### [PROBLEM STATEMENT]
Return all lines in the material below that contain "this".

### [TASK INPUTS]
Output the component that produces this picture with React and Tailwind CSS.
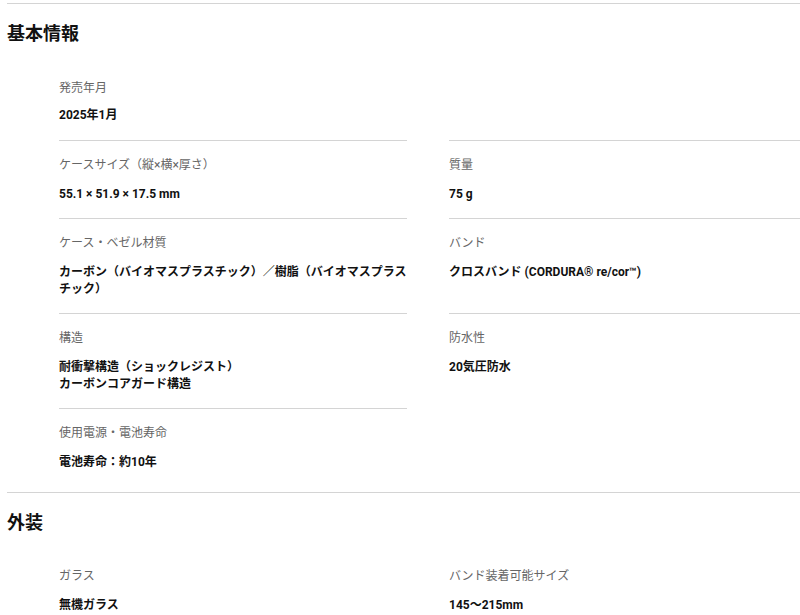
const basic = {
  first: { label: '発売年月', value: ['2025年1月'] },
  items: [
    { label: 'ケースサイズ（縦×横×厚さ）', value: ['55.1 × 51.9 × 17.5 mm'] },
    { label: '質量', value: ['75 g'] },
    { label: 'ケース・ベゼル材質', value: ['カーボン（バイオマスプラスチック）／樹脂（バイオマスプラスチック）'] },
    { label: 'バンド', value: ['クロスバンド (CORDURA® re/cor™)'] },
    { label: '構造', value: ['耐衝撃構造（ショックレジスト）', 'カーボンコアガード構造'] },
    { label: '防水性', value: ['20気圧防水'] },
    { label: '使用電源・電池寿命', value: ['電池寿命：約10年'] },
  ],
}

function Spec({ label, value, border = true, first = false }) {
  return (
    <div className={`${border ? 'border-t border-[#d4d4d4]' : ''} pt-[16px] ${first ? 'pb-[16px]' : 'pb-[15px]'}`}>
      <div className="text-[12px] leading-[17px] text-[#666]">{label}</div>
      <div className={`${first ? 'mt-[10px]' : 'mt-[12px]'} text-[12px] leading-[17px] font-bold text-[#111]`}>
        {value.map((v) => (
          <div key={v}>{v}</div>
        ))}
      </div>
    </div>
  )
}

export default function App() {
  return (
    <div className="w-[800px] h-[615px] overflow-hidden bg-white pl-[7px] pt-[3px] font-['Roboto','Noto_Sans_CJK_JP',sans-serif]">
      <section className="border-t border-[#d4d4d4]">
        <h2 className="pt-[16px] text-[18px] leading-[24px] font-bold text-[#111] font-['Noto_Sans_CJK_JP',sans-serif]">基本情報</h2>
        <div className="pl-[52px] pt-[20px]">
          <div className="w-[348px]">
            <Spec label={basic.first.label} value={basic.first.value} border={false} first />
          </div>
          <div className="grid grid-cols-[348px_1fr] gap-x-[42px] pb-[6px]">
            {basic.items.map((it) => (
              <Spec key={it.label} label={it.label} value={it.value} />
            ))}
          </div>
        </div>
      </section>
      <section className="border-t border-[#d4d4d4]">
        <h2 className="pt-[16px] text-[18px] leading-[24px] font-bold text-[#111] font-['Noto_Sans_CJK_JP',sans-serif]">外装</h2>
        <div className="pl-[52px] pt-[19px] grid grid-cols-[348px_1fr] gap-x-[42px]">
          <Spec label="ガラス" value={['無機ガラス']} border={false} />
          <Spec label="バンド装着可能サイズ" value={['145〜215mm']} border={false} />
        </div>
      </section>
    </div>
  )
}
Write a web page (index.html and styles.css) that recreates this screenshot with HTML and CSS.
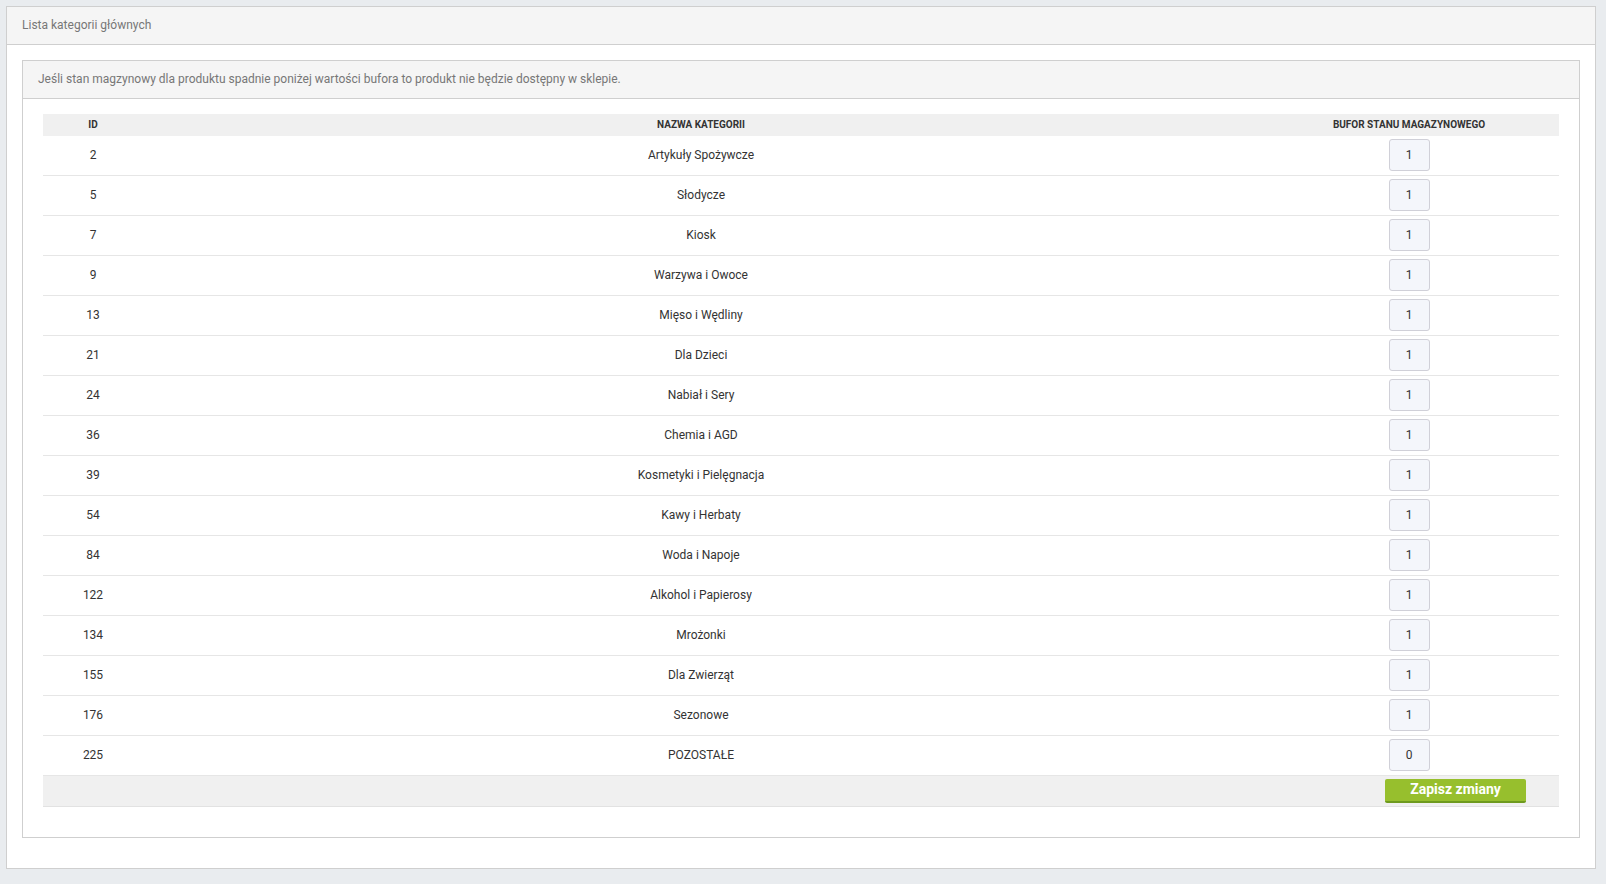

### [SOLUTION BELOW]
Output the component that produces this picture with React and Tailwind CSS.
Write a web page (index.html and styles.css) that recreates this screenshot with HTML and CSS.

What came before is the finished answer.